Records with interface code:
——————————
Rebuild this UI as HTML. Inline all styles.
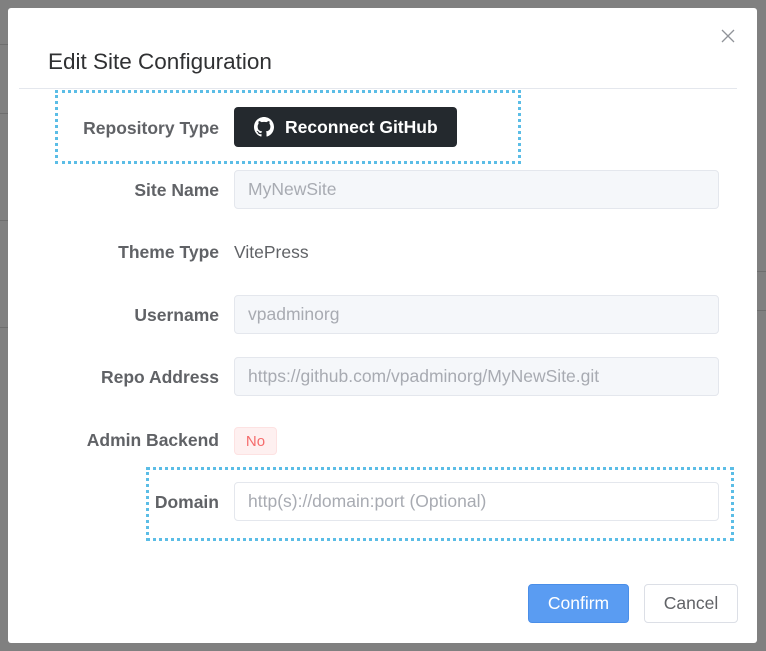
<!DOCTYPE html>
<html><head><style>
*{margin:0;padding:0;box-sizing:border-box}
body{width:766px;height:651px;background:#808080;position:relative;overflow:hidden;font-family:"Liberation Sans",Arial,sans-serif}
.ln{position:absolute;height:1px;background:#6e6e6e}
.dlg{position:absolute;left:8px;top:8px;width:749px;height:635px;background:#fff;border-radius:3px}
.title{position:absolute;left:48px;top:49px;font-size:22.5px;color:#303133}
.close{position:absolute;left:720px;top:28px}
.hr{position:absolute;left:19px;top:88px;width:718px;height:1px;background:#e4e7ed}
.dot{position:absolute;border:3px dotted #5bbde6}
.lab{position:absolute;right:547px;font-size:17.5px;font-weight:bold;color:#606266;line-height:20px}
.inp{position:absolute;left:234px;width:485px;height:39px;border:1px solid #e4e7ed;border-radius:4px;background:#f5f7fa;color:#a8abb2;font-size:17.5px;line-height:37px;padding-left:13px}
.gh{position:absolute;left:234px;top:107px;width:223px;height:40px;background:#24292e;border-radius:4px;color:#fff;font-weight:bold;font-size:17.5px;line-height:40px;padding-left:51px}
.tag{position:absolute;left:234px;top:427px;width:43px;height:28px;background:#fef0f0;border:1px solid #fde2e2;border-radius:4px;color:#f56c6c;font-size:15px;line-height:27px;text-align:center}
.btn{position:absolute;top:584px;height:39px;border-radius:4px;font-size:17.5px;line-height:37px;text-align:center}
</style></head><body>
<div class="ln" style="left:0;top:44px;width:8px"></div>
<div class="ln" style="left:0;top:113px;width:8px"></div>
<div class="ln" style="left:0;top:220px;width:8px"></div>
<div class="ln" style="left:0;top:327px;width:8px"></div>
<div class="ln" style="left:757px;top:271px;width:9px"></div>
<div class="ln" style="left:757px;top:310px;width:9px"></div>
<div class="dlg"></div>
<div class="title">Edit Site Configuration</div>
<svg class="close" width="16" height="16" viewBox="0 0 16 16"><path d="M2 2L14 14M14 2L2 14" stroke="#909399" stroke-width="1.3"/></svg>
<div class="hr"></div>
<div class="dot" style="left:55px;top:90px;width:466px;height:74px"></div>
<div class="dot" style="left:146px;top:467px;width:588px;height:74px"></div>
<div class="lab" style="top:118px">Repository Type</div>
<div class="gh"><svg style="position:absolute;left:20px;top:10px" width="20" height="20" viewBox="0 0 16 16"><path fill="#fff" d="M8 0C3.58 0 0 3.58 0 8c0 3.54 2.290 6.53 5.47 7.59.4.07.55-.17.55-.38 0-.19-.01-.82-.01-1.49-2.01.37-2.530-.49-2.690-.94-.09-.23-.48-.94-.82-1.13-.28-.15-.68-.52-.01-.53.63-.01 1.08.58 1.23.82.72 1.21 1.870.87 2.330.66.07-.52.28-.87.51-1.07-1.78-.2-3.64-.89-3.64-3.95 0-.87.31-1.59.82-2.15-.08-.2-.36-1.020.08-2.12 0 0 .67-.21 2.2.82.64-.18 1.32-.27 2-.27.68 0 1.36.09 2 .27 1.53-1.04 2.2-.82 2.2-.82.44 1.1.16 1.92.08 2.12.51.56.82 1.27.82 2.15 0 3.07-1.87 3.75-3.65 3.95.29.25.54.73.54 1.48 0 1.07-.01 1.93-.01 2.2 0 .21.15.46.55.38A8.013 8.013 0 0016 8c0-4.42-3.58-8-8-8z"/></svg>Reconnect GitHub</div>
<div class="lab" style="top:180px">Site Name</div>
<div class="inp" style="top:170px">MyNewSite</div>
<div class="lab" style="top:242px">Theme Type</div>
<div style="position:absolute;left:234px;top:242px;font-size:17.5px;color:#606266;line-height:20px">VitePress</div>
<div class="lab" style="top:305px">Username</div>
<div class="inp" style="top:295px">vpadminorg</div>
<div class="lab" style="top:367px">Repo Address</div>
<div class="inp" style="top:357px">https://github.com/vpadminorg/MyNewSite.git</div>
<div class="lab" style="top:430px">Admin Backend</div>
<div class="tag">No</div>
<div class="lab" style="top:492px">Domain</div>
<div class="inp" style="top:482px;background:#fff">http(s)://domain:port (Optional)</div>
<div class="btn" style="left:528px;width:101px;background:#5a9cf2;border:1px solid #4a8ee8;color:#fff">Confirm</div>
<div class="btn" style="left:644px;width:94px;background:#fff;border:1px solid #dcdfe6;color:#606266">Cancel</div>
</body></html>
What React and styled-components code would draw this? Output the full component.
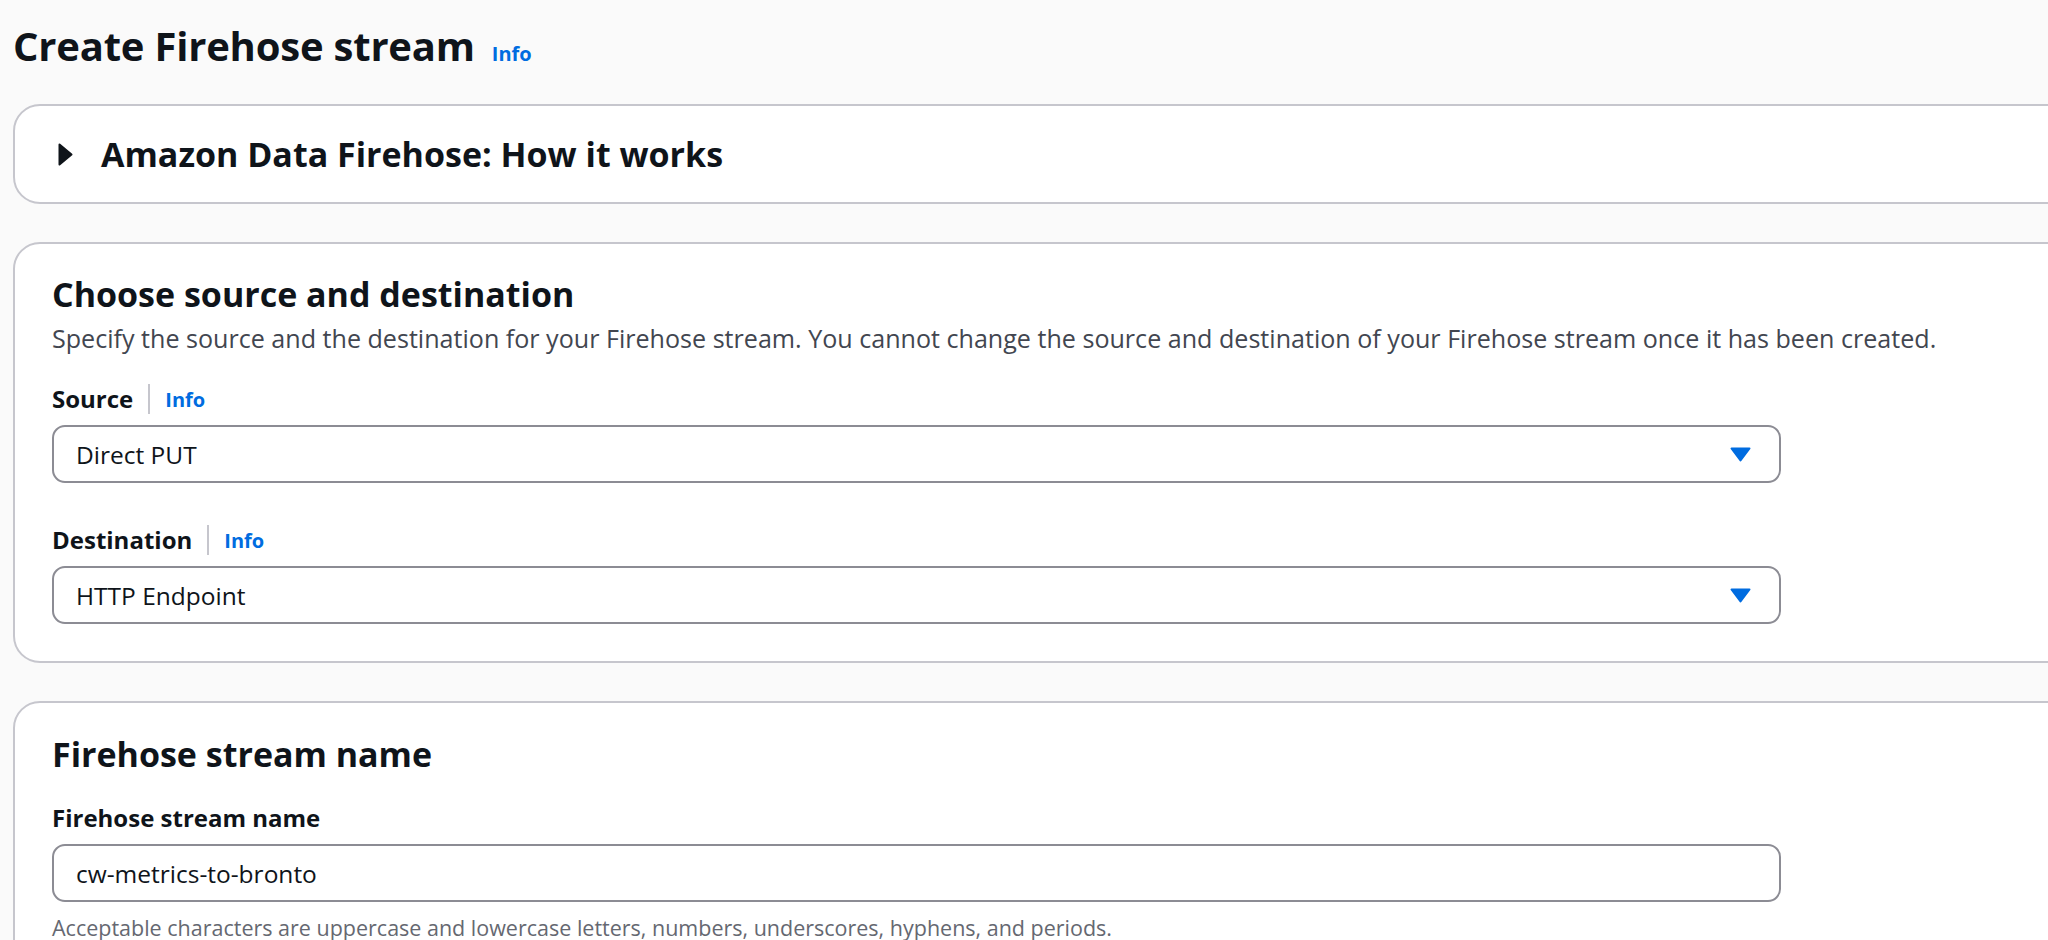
import React from "react";
import styled, { createGlobalStyle } from "styled-components";

const GlobalStyle = createGlobalStyle`
  html, body {
    margin: 0;
    padding: 0;
    background: #fafafa;
    overflow: hidden;
  }
  body {
    font-family: "Open Sans", "Noto Sans", "Liberation Sans", sans-serif;
    color: #0f141a;
  }
  * { box-sizing: border-box; }
`;

const Page = styled.main`
  width: 2120px;
  padding: 20px 0 0 13px;
  display: flex;
  flex-direction: column;
`;

const PageHeader = styled.header`
  display: flex;
  align-items: baseline;
  gap: 17px;
  margin-bottom: 33px;
`;

const Title = styled.h1`
  margin: 0;
  font-size: 40px;
  line-height: 51px;
  font-weight: 700;
  letter-spacing: -0.2px;
`;

const InfoLink = styled.a`
  font-size: 20px;
  line-height: 27px;
  font-weight: 700;
  color: #006ce0;
  text-decoration: none;
  cursor: pointer;
`;

const Stack = styled.div`
  display: flex;
  flex-direction: column;
  gap: 38px;
`;

const Card = styled.section`
  background: #fff;
  border: 2px solid #c6c6cd;
  border-radius: 27px;
  padding: ${(p) => p.$pad || "30px 37px 37px"};
`;

const ExpandHeader = styled.div`
  display: flex;
  align-items: center;
  gap: 28px;
`;

const Heading = styled.h2`
  margin: 0;
  font-size: 34px;
  line-height: 41px;
  font-weight: 700;
`;

const Description = styled.p`
  margin: 6px 0 0;
  font-size: 25.1px;
  line-height: 34px;
  color: #424650;
`;

const Fields = styled.div`
  display: flex;
  flex-direction: column;
  gap: 40px;
  margin-top: ${(p) => p.$top || "27px"};
`;

const Field = styled.div`
  display: flex;
  flex-direction: column;
  gap: 9px;
`;

const LabelRow = styled.div`
  display: flex;
  align-items: center;
`;

const Label = styled.label`
  font-size: 24px;
  line-height: 34px;
  font-weight: 700;
`;

const Divider = styled.span`
  width: 2px;
  height: 30px;
  background: #c6c6cd;
  margin: 0 15px;
`;

const Control = styled.div`
  width: 1729px;
  height: 58px;
  border: 2px solid #8c8c94;
  border-radius: 13px;
  background: #fff;
  display: flex;
  align-items: center;
  justify-content: space-between;
  padding: 0 28px 0 22px;
  font-size: 24.5px;
  color: #0f141a;
`;

const Hint = styled.div`
  margin-top: 3px;
  font-size: 21.5px;
  line-height: 27px;
  color: #656871;
`;

const Caret = () => (
  <svg width="21" height="15" viewBox="0 0 21 15">
    <path d="M1.5 1.5 L19.5 1.5 L10.5 13.5 Z" fill="#006ce0" stroke="#006ce0" strokeWidth="2" strokeLinejoin="round" />
  </svg>
);

const Expander = () => (
  <svg width="15" height="23" viewBox="0 0 15 23">
    <path d="M1.5 1.5 L13.5 11.5 L1.5 21.5 Z" fill="#0f141a" stroke="#0f141a" strokeWidth="2" strokeLinejoin="round" />
  </svg>
);

const SelectField = ({ label, value }) => (
  <Field>
    <LabelRow>
      <Label>{label}</Label>
      <Divider />
      <InfoLink>Info</InfoLink>
    </LabelRow>
    <Control>
      <span>{value}</span>
      <Caret />
    </Control>
  </Field>
);

export default function App() {
  return (
    <>
      <GlobalStyle />
      <Page>
        <PageHeader>
          <Title>Create Firehose stream</Title>
          <InfoLink>Info</InfoLink>
        </PageHeader>

        <Stack>
          <Card $pad="28px 37px 27px 43px">
            <ExpandHeader>
              <Expander />
              <Heading>Amazon Data Firehose: How it works</Heading>
            </ExpandHeader>
          </Card>

          <Card>
            <Heading>Choose source and destination</Heading>
            <Description>
              Specify the source and the destination for your Firehose stream. You cannot change the source and
              destination of your Firehose stream once it has been created.
            </Description>
            <Fields>
              <SelectField label="Source" value="Direct PUT" />
              <SelectField label="Destination" value="HTTP Endpoint" />
            </Fields>
          </Card>

          <Card $pad="31px 37px 37px">
            <Heading>Firehose stream name</Heading>
            <Fields $top="26px">
              <Field>
                <Label>Firehose stream name</Label>
                <Control>
                  <span>cw-metrics-to-bronto</span>
                </Control>
                <Hint>
                  Acceptable characters are uppercase and lowercase letters, numbers, underscores, hyphens, and periods.
                </Hint>
              </Field>
            </Fields>
          </Card>
        </Stack>
      </Page>
    </>
  );
}
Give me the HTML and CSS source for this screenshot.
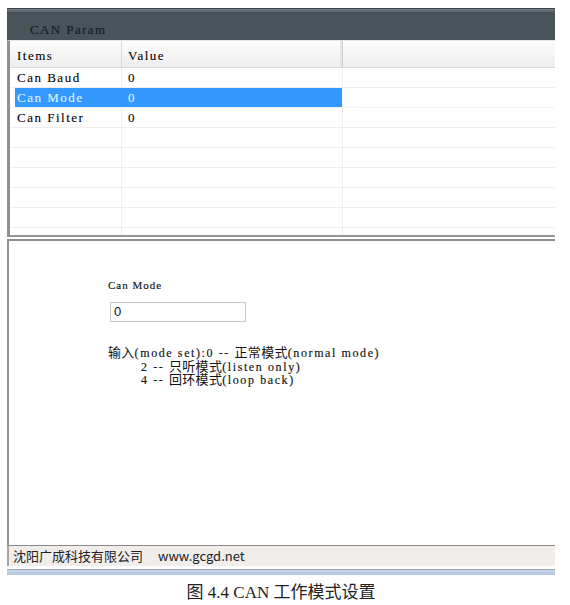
FILE: index.html
```html
<!DOCTYPE html>
<html lang="zh">
<head>
<meta charset="utf-8">
<title>CAN Param</title>
<link rel="stylesheet" href="styles.css">
</head>
<body>
<div class="window">
  <div class="titlebar"><span class="title">CAN Param</span></div>
  <div class="grid-panel">
    <div class="row header">
      <div class="cell c1">Items</div>
      <div class="cell c2">Value</div>
      <div class="cell c3"></div>
    </div>
    <div class="row"><div class="cell c1">Can Baud</div><div class="cell c2">0</div><div class="cell c3"></div></div>
    <div class="row selected"><div class="cell c1">Can Mode</div><div class="cell c2">0</div><div class="cell c3"></div></div>
    <div class="row"><div class="cell c1">Can Filter</div><div class="cell c2">0</div><div class="cell c3"></div></div>
    <div class="row"><div class="cell c1"></div><div class="cell c2"></div><div class="cell c3"></div></div>
    <div class="row"><div class="cell c1"></div><div class="cell c2"></div><div class="cell c3"></div></div>
    <div class="row"><div class="cell c1"></div><div class="cell c2"></div><div class="cell c3"></div></div>
    <div class="row"><div class="cell c1"></div><div class="cell c2"></div><div class="cell c3"></div></div>
    <div class="row"><div class="cell c1"></div><div class="cell c2"></div><div class="cell c3"></div></div>
    <div class="row"><div class="cell c1"></div><div class="cell c2"></div><div class="cell c3"></div></div>
  </div>
  <div class="edit-panel">
    <div class="field-label">Can Mode</div>
    <div class="field-input">0</div>
    <div class="desc">
      <div class="line"><span class="cjk">输入</span>(mode set):0 -- <span class="cjk">正常模式</span>(normal mode)</div>
      <div class="line indent">2 -- <span class="cjk">只听模式</span>(listen only)</div>
      <div class="line indent">4 -- <span class="cjk">回环模式</span>(loop back)</div>
    </div>
  </div>
  <div class="statusbar"><span class="company">沈阳广成科技有限公司</span><span class="site">www.gcgd.net</span></div>
  <div class="frame-bottom"></div>
</div>
<p class="caption">图 4.4 CAN 工作模式设置</p>
</body>
</html>
```
FILE: styles.css
```css
body {
  margin: 0;
  background: #ffffff;
}

.window {
  width: 548px;
  margin: 8px 0 0 7px;
}

.titlebar {
  height: 32px;
  box-sizing: border-box;
  padding: 15px 0 0 23px;
  background: linear-gradient(#3a4146 0 1px, #737c82 1px 2px, #5e686e 2px 4px, #48535a 4px);
  font: 13px/14px "Liberation Serif", serif;
  letter-spacing: 1.4px;
  color: #151c20;
  -webkit-text-stroke: 0.15px #151c20;
}

.grid-panel {
  height: 197px;
  box-sizing: border-box;
  border-left: 3px solid #8f8f8f;
  border-top: 1px solid #dde7ea;
  border-bottom: 2px solid #959595;
  overflow: hidden;
  font: 13px/19px "Liberation Serif", serif;
  letter-spacing: 1.5px;
  color: #000;
  -webkit-text-stroke: 0.1px currentColor;
}

.row {
  display: flex;
  height: 20px;
  box-sizing: border-box;
  border-bottom: 1px solid #eeeeee;
}

.row.header {
  height: 27px;
  align-items: flex-end;
  background: linear-gradient(#fdfdfd, #eeeeee);
  border-bottom: 1px solid #d9d9d9;
}

.cell {
  height: 100%;
  box-sizing: border-box;
  white-space: nowrap;
}

.header .cell {
  padding-bottom: 4px;
  line-height: 15px;
  display: flex;
  align-items: flex-end;
}

.c1 {
  width: 112px;
  padding-left: 7px;
  border-right: 1px solid #f0f0f0;
}

.c2 {
  width: 221px;
  padding-left: 6px;
  border-right: 1px solid #f0f0f0;
}

.c3 {
  flex: 1;
}

.header .c1 {
  border-right: 1px solid #dadada;
}

.header .c2 {
  border-right: 1px solid #d2d2d2;
  box-shadow: -2px 0 0 #e6e6e6 inset;
}

.row.selected {
  border-bottom-color: #f4f4f4;
}

.selected .c1 {
  background: linear-gradient(to right, transparent 5px, #3399ff 5px);
  color: #e4f1ff;
  border-right-color: #3399ff;
}

.selected .c2 {
  background: #3399ff;
  color: #e4f1ff;
}

.edit-panel {
  height: 306px;
  margin-top: 2px;
  box-sizing: border-box;
  border-top: 2px solid #8f8f8f;
  border-left: 2px solid #8f8f8f;
  padding: 37px 0 0 99px;
  color: #111;
}

.field-label {
  font: 11px/14px "Liberation Serif", serif;
  letter-spacing: 1px;
  -webkit-text-stroke: 0.15px #111;
}

.field-input {
  margin: 10px 0 0 2px;
  width: 136px;
  height: 20px;
  box-sizing: border-box;
  border: 1px solid #c9c9c9;
  padding-left: 3px;
  font: 13px/18px "Liberation Sans", sans-serif;
}

.desc {
  margin-top: 23px;
  font: 12px/13.5px "Liberation Serif", serif;
  letter-spacing: 1.6px;
  -webkit-text-stroke: 0.15px #111;
}

.line {
  height: 13.5px;
  white-space: nowrap;
}

.line.indent {
  padding-left: 33px;
}

.desc .cjk {
  font-family: "Noto Sans CJK SC", sans-serif;
  font-size: 13px;
  line-height: 13.5px;
  letter-spacing: 0.3px;
  -webkit-text-stroke: 0;
}

.statusbar {
  height: 21px;
  box-sizing: border-box;
  border-top: 1px solid #8a8a8a;
  border-left: 2px solid #a6a6a6;
  background: #f0edeb;
  padding-left: 4px;
  font: 13px/20px "Noto Sans CJK SC", sans-serif;
  color: #222;
  white-space: nowrap;
}

.site {
  margin-left: 15px;
}

.frame-bottom {
  height: 9px;
  background: linear-gradient(#ffffff 0 3px, #9ea9b5 3px 4px, #c6d5e6 4px 6px, #b9cbe0 6px 9px);
}

.caption {
  margin: 8px 0 0 7px;
  width: 548px;
  text-align: center;
  font: 17px/20px "Liberation Serif", "Noto Sans CJK SC", serif;
  color: #222;
}
```
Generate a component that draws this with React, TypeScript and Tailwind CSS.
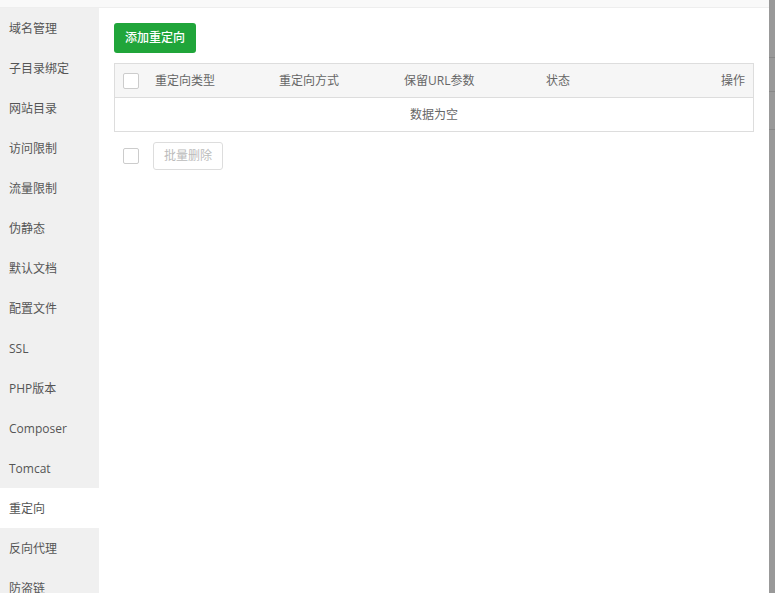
——————————
■ Description of the task
Answer with one number only: how many lines above contain the word "components".

■ Full answer
2